This is the “Zion” chapter in the Book of Mormon; the only glimpse we get into what it would be like to belong to a celestial society and what it takes for us to achieve such peace. After the complete conversion of all the remaining Nephites and Lamanites, so that all were organized into a Church after their repentance and baptism, they became a people who were equal. This equality came on two fronts. There were no more rich or poor, there was no more bond or free. They were all made free, and partakers of the heavenly gift.
There is a side conversation that has resulted from my study of these verses and helps me to orient in my mind the proper role of government among us. Government does not exist to bring us to a Zion state. Government cannot do that. But it can allow us basic freedoms and a framework in which to allow us to be free as far as is possible. So government has a role to preserve freedom, not to compel equality. Equality must be chosen and must come from within oneself. Perhaps with this perspective, I might more willingly engage in civil activities of government.
Government cannot dictate the conscience of man, it can only ensure that man is free to act and answer to the voice of his own conscience, but never compel a man to so do. Only when man, of his own free will, chooses to act kindly towards another will true equality exist within the world.

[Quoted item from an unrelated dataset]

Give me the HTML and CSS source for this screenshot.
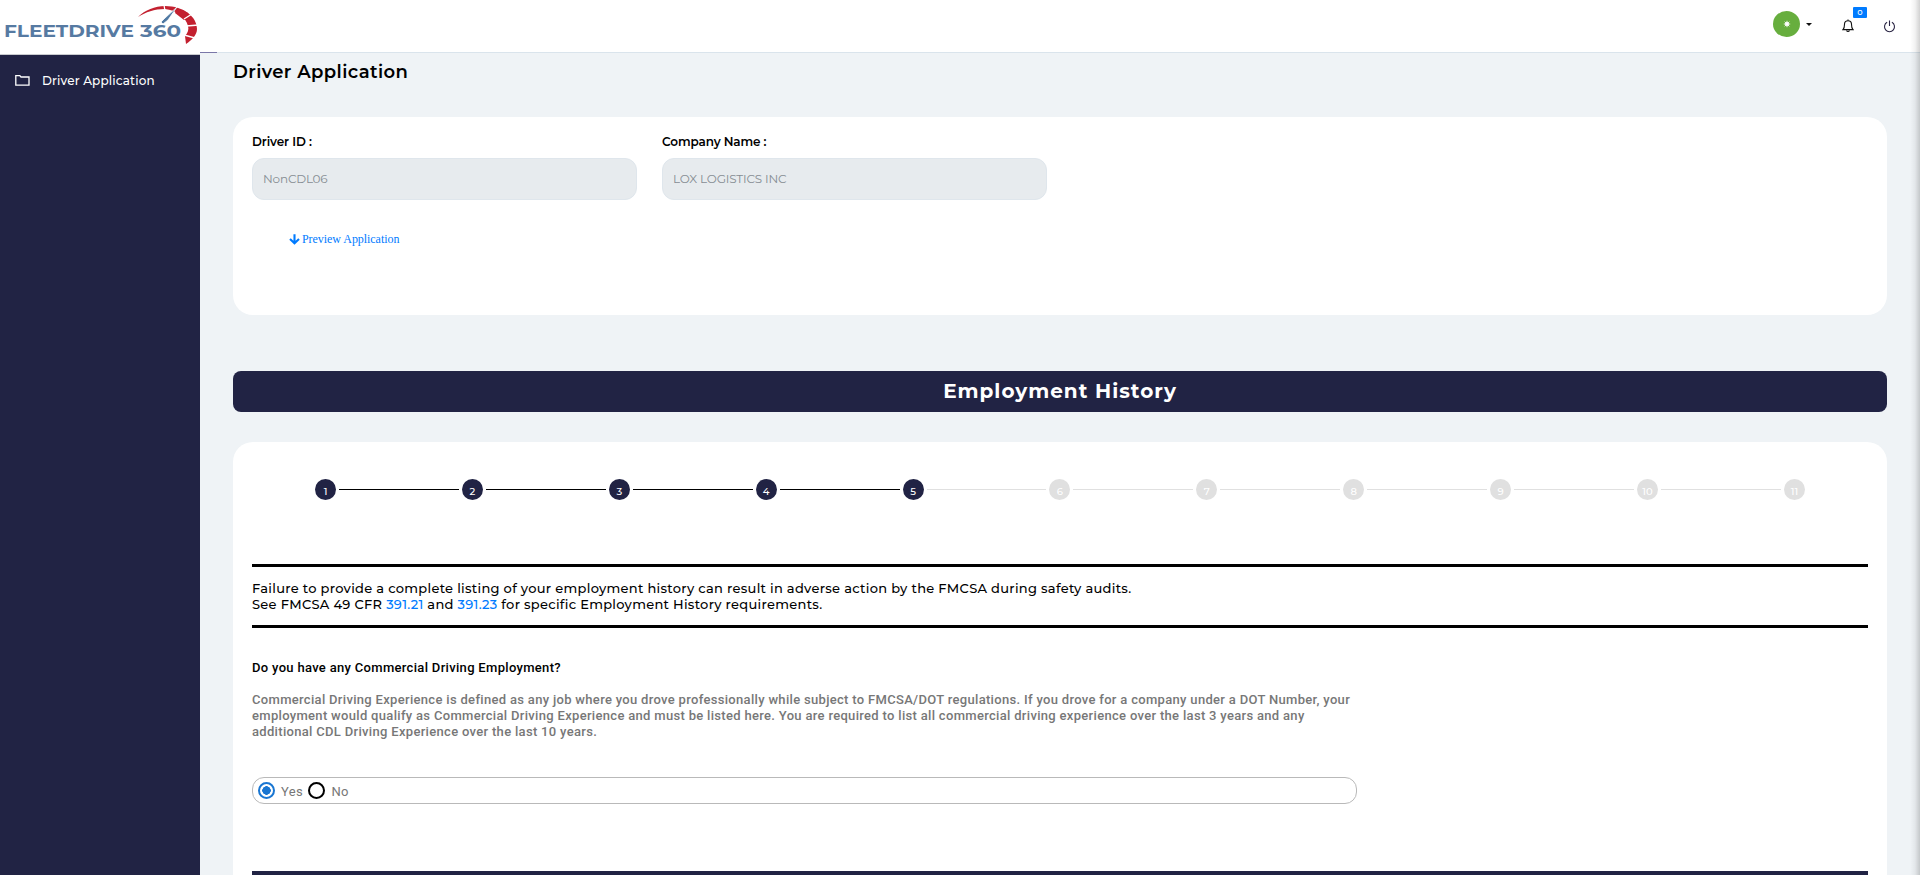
FILE: index.html
```html
<!DOCTYPE html>
<html lang="en">
<head>
<meta charset="utf-8">
<title>Driver Application</title>
<link rel="stylesheet" href="styles.css">
</head>
<body>
<aside class="sidebar">
  <div class="brand">
    <svg class="brand-logo" width="200" height="54" viewBox="0 0 200 54">
      <text class="brand-text" x="4" y="36.5" textLength="130" lengthAdjust="spacingAndGlyphs">FLEETDRIVE</text>
      <text class="brand-text" x="140" y="36.5" textLength="41" lengthAdjust="spacingAndGlyphs">360</text>
      <path fill="#c3202f" d="M138 17C145 10 155 6 165 6C184 6 197 17 197 29C197 35 192 40 186 44L185 36C188 33 189 29 188 26C186 17 176 10 165 9C154 9 146 12 138 17Z"/>
      <path fill="#c3202f" d="M177 8L188 13L190 18L184 20L175 13Z"/>
      <path stroke="#fff" stroke-width="1.3" d="M164 5L165 11M184 19L192 14M186 26L199 25M184 35L195 38"/>
      <path fill="#4f79a3" stroke="#fff" stroke-width=".8" d="M177 7L168 20L163 24L161 22L165 18Z"/>
    </svg>
  </div>
  <nav class="menu">
    <a class="menu-item">
      <svg width="16" height="13" viewBox="0 0 16 13" fill="none" stroke="#fff" stroke-width="1.3"><path d="M.8 11.2V1.6H4.8L6 3H14V11.2Z"/></svg>
      <span>Driver Application</span>
    </a>
  </nav>
</aside>
<div class="page">
  <header class="topbar">
    <div class="avatar"><svg width="8" height="8" viewBox="0 0 8 8" stroke="#fff" fill="#fff"><circle cx="4" cy="4" r="1.4"/><path stroke-width=".9" d="M4 .8V7.2M.8 4H7.2M1.7 1.7L6.3 6.3M6.3 1.7L1.7 6.3"/></svg></div>
    <span class="caret"></span>
    <div class="bell">
      <svg width="12" height="14" viewBox="0 0 12 14" fill="none" stroke="#111" stroke-width="1.1"><path d="M6 .4V1.6M1 10.6H11C9.8 9.5 9.5 8.6 9.5 5.3C9.5 3 8.2 1.7 6 1.7S2.5 3 2.5 5.3C2.5 8.6 2.2 9.5 1 10.6Z"/><path d="M4.7 11.2C4.8 13 7.2 13 7.3 11.2"/></svg>
      <span class="badge">0</span>
    </div>
    <svg class="power" width="13" height="13" viewBox="0 0 13 13" fill="none" stroke="#2b2645" stroke-width="1.1"><path d="M4.1 2.3A5 5 0 1 0 8.9 2.3M6.5 .4V6"/></svg>
  </header>
  <main class="content">
    <h1 class="title">Driver Application</h1>
    <section class="card info">
      <div class="fields">
        <div class="field"><label class="label">Driver ID :</label><div class="input">NonCDL06</div></div>
        <div class="field"><label class="label">Company Name :</label><div class="input">LOX LOGISTICS INC</div></div>
      </div>
      <a class="preview">
        <svg width="11" height="11" viewBox="0 0 11 11" fill="none" stroke="#007bff" stroke-width="2.1"><path d="M5.5 .2V9M1 4.9L5.5 9.2L10 4.9"/></svg>
        <span>Preview Application</span>
      </a>
    </section>
    <h2 class="banner">Employment History</h2>
    <section class="card history">
      <ol class="steps">
        <li class="step done"><span class="dot">1</span></li>
        <li class="step done"><span class="dot">2</span></li>
        <li class="step done"><span class="dot">3</span></li>
        <li class="step done"><span class="dot">4</span></li>
        <li class="step current"><span class="dot">5</span></li>
        <li class="step"><span class="dot">6</span></li>
        <li class="step"><span class="dot">7</span></li>
        <li class="step"><span class="dot">8</span></li>
        <li class="step"><span class="dot">9</span></li>
        <li class="step"><span class="dot">10</span></li>
        <li class="step"><span class="dot">11</span></li>
      </ol>
      <p class="notice">Failure to provide a complete listing of your employment history can result in adverse action by the FMCSA during safety audits.<br>See FMCSA 49 CFR <a class="link">391.21</a> and <a class="link">391.23</a> for specific Employment History requirements.</p>
      <p class="question">Do you have any Commercial Driving Employment?</p>
      <p class="explain">Commercial Driving Experience is defined as any job where you drove professionally while subject to FMCSA/DOT regulations. If you drove for a company under a DOT Number, your<br>employment would qualify as Commercial Driving Experience and must be listed here. You are required to list all commercial driving experience over the last 3 years and any<br>additional CDL Driving Experience over the last 10 years.</p>
      <div class="choices">
        <span class="radio checked"></span><span class="choice">Yes</span>
        <span class="radio"></span><span class="choice">No</span>
      </div>
      <div class="divider"></div>
    </section>
  </main>
</div>
<div class="edge-shadow"></div>
</body>
</html>
```
FILE: styles.css
```css
* { box-sizing: border-box; }
body {
  margin: 0;
  height: 875px;
  display: flex;
  overflow: hidden;
  background: #eff3f6;
  font-family: Montserrat, "Open Sans", sans-serif;
  color: #000;
}
.sidebar { width: 200px; flex: none; background: #212344; }
.brand { height: 55px; background: #fff; border-bottom: 1px solid #c9cbcf; }
.brand-logo { display: block; }
.brand-text { font: 700 16.5px Montserrat, sans-serif; fill: #567aa2; }
.menu-item {
  display: flex;
  align-items: center;
  gap: 11px;
  height: 52px;
  padding: 0 0 2px 15px;
  color: #fff;
  font-size: 12px;
  font-weight: 500;
  letter-spacing: .15px;
}
.page { flex: 1; min-width: 0; display: flex; flex-direction: column; }
.topbar {
  height: 53px;
  flex: none;
  display: flex;
  align-items: center;
  padding: 0 24px 5px 0;
  justify-content: flex-end;
  background:
    linear-gradient(#7a77a8, #7a77a8) 0 100% / 17px 1px no-repeat,
    linear-gradient(#dae4ec, #dae4ec) 0 100% / 100% 1px no-repeat,
    #fff;
}
.avatar {
  width: 27px;
  height: 26px;
  border-radius: 50%;
  background: #67ae3e;
  display: flex;
  align-items: center;
  justify-content: center;
}
.caret {
  margin-left: 6px;
  border: 3px solid transparent;
  border-top-color: #111;
  border-bottom: 0;
}
.bell { position: relative; margin: 4px 0 0 30px; height: 14px; }
.bell svg { display: block; }
.badge {
  position: absolute;
  left: 11px;
  top: -12px;
  width: 14px;
  height: 11px;
  border-radius: 1px;
  background: #007bff;
  color: #fff;
  font-size: 8px;
  font-weight: 500;
  line-height: 10px;
  text-align: center;
}
.power { margin: 5px 0 0 29px; }
.content { padding: 8px 33px 0; flex: 1; min-height: 0; }
.title { margin: 0; font-size: 18px; line-height: 22px; font-weight: 600; letter-spacing: .4px; }
.card { background: #fff; border-radius: 20px; padding: 0 19px; }
.info { margin-top: 34px; height: 198px; padding-top: 17px; }
.fields { display: flex; gap: 25px; }
.field { width: 385px; }
.label { display: block; font-size: 12px; line-height: 16px; font-weight: 600; letter-spacing: -.1px; }
.input {
  margin-top: 8px;
  height: 42px;
  border: 1px solid #dfe6ec;
  border-radius: 12px;
  background: #e7ebee;
  padding-left: 10px;
  font-size: 12px;
  font-weight: 400;
  letter-spacing: -.17px;
  line-height: 40px;
  color: #868d93;
}
.preview {
  display: flex;
  align-items: center;
  gap: 2px;
  margin: 31px 0 0 37px;
  font: 12px/16px "Liberation Serif", serif;
  letter-spacing: -.05px;
  color: #007bff;
}
.banner {
  margin: 56px 0 30px;
  height: 41px;
  border-radius: 8px;
  background: #212344;
  color: #fff;
  font-size: 20px;
  line-height: 40px;
  font-weight: 700;
  letter-spacing: 1px;
  text-align: center;
}
.history { height: 460px; padding-top: 37px; }
.steps { list-style: none; margin: 0; padding: 0 0 0 63px; display: flex; }
.step { width: 146.9px; flex: none; display: flex; align-items: center; }
.step:last-child { width: 21px; }
.dot {
  width: 21px;
  height: 21px;
  flex: none;
  border-radius: 50%;
  background: #e0e0e0;
  color: #fff;
  font-size: 10px;
  font-weight: 500;
  line-height: 25px;
  text-align: center;
}
.done .dot, .current .dot { background: #212344; }
.step:not(:last-child)::after { content: ""; flex: 1; height: 1px; margin: 0 3px; background: #e0e0e0; }
.done:not(:last-child)::after { background: #000; }
.notice {
  margin: 64px 0 0;
  height: 64px;
  padding-top: 13px;
  border-top: 3px solid #000;
  border-bottom: 3px solid #000;
  font-size: 13px;
  line-height: 16px;
  font-weight: 500;
  letter-spacing: .295px;
}
.link { color: #007bff; }
.question, .explain { margin: 0; font: 500 13px/16px Roboto, sans-serif; letter-spacing: .315px; }
.question { padding-top: 32px; }
.explain { padding-top: 16px; color: #777; white-space: nowrap; }
.choices {
  margin-top: 37px;
  width: 1105px;
  height: 27px;
  border: 1px solid #b9b9b9;
  border-radius: 12px;
  display: flex;
  align-items: center;
  padding-left: 5px;
  font: 400 13px/16px Roboto, sans-serif;
  letter-spacing: .3px;
  color: #777;
}
.radio { width: 17px; height: 17px; flex: none; border: 2px solid #000; border-radius: 50%; }
.radio.checked { border-color: #1976d2; background: radial-gradient(circle, #1976d2 4px, #fff 4.5px); }
.choice { margin: 2px 5.5px 0 6px; }
.divider { margin-top: 67px; height: 4px; background: #212344; }
.edge-shadow {
  position: absolute;
  top: 0;
  right: 0;
  width: 10px;
  height: 875px;
  background: linear-gradient(to right, rgba(0, 0, 0, 0), rgba(0, 0, 0, .05) 50%, rgba(0, 0, 0, .18));
}
```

After Christ’s appearance and ministry, it took two years for the complete conversion of all the people, from the 34th year to the 36th year.
Verse 5 talks about the miracles that the disciples of Christ were able to perform. The list is not unlike recorded miracles that we find Jesus himself performing in the New Testament. I read this and think to myself that this is evidence of this great conversion to Christ that took place among the people. It is faith in Christ that brings to pass miracles, and such was the people’s faith in Him on every hand that “all manner of miracles” were able to be performed by the disciples.
By verse 7, we are now two decades in to the Zion experiment. Faith continues strong among the people and so curiously, our author points out that the Lord had prospered them exceedingly in the land. Consequently, the people have rebuilt cities that had been destroyed at the time of the Lord’s coming.
Verses 10 and 11 deal with the manner of their family life in this dynamic situation. (I have more to say about this, given the recent changes in my own family dynamics.)
One of the proofs of the society’s well being that is offered here is that they were married and given in marriage. Having experienced a transformation in my own marriage, and this through the my increased earnestness in prayer as a disciple of the Christ, and working directly on my marriage with my wife, I can see how this could be a blessing of the highest magnitude.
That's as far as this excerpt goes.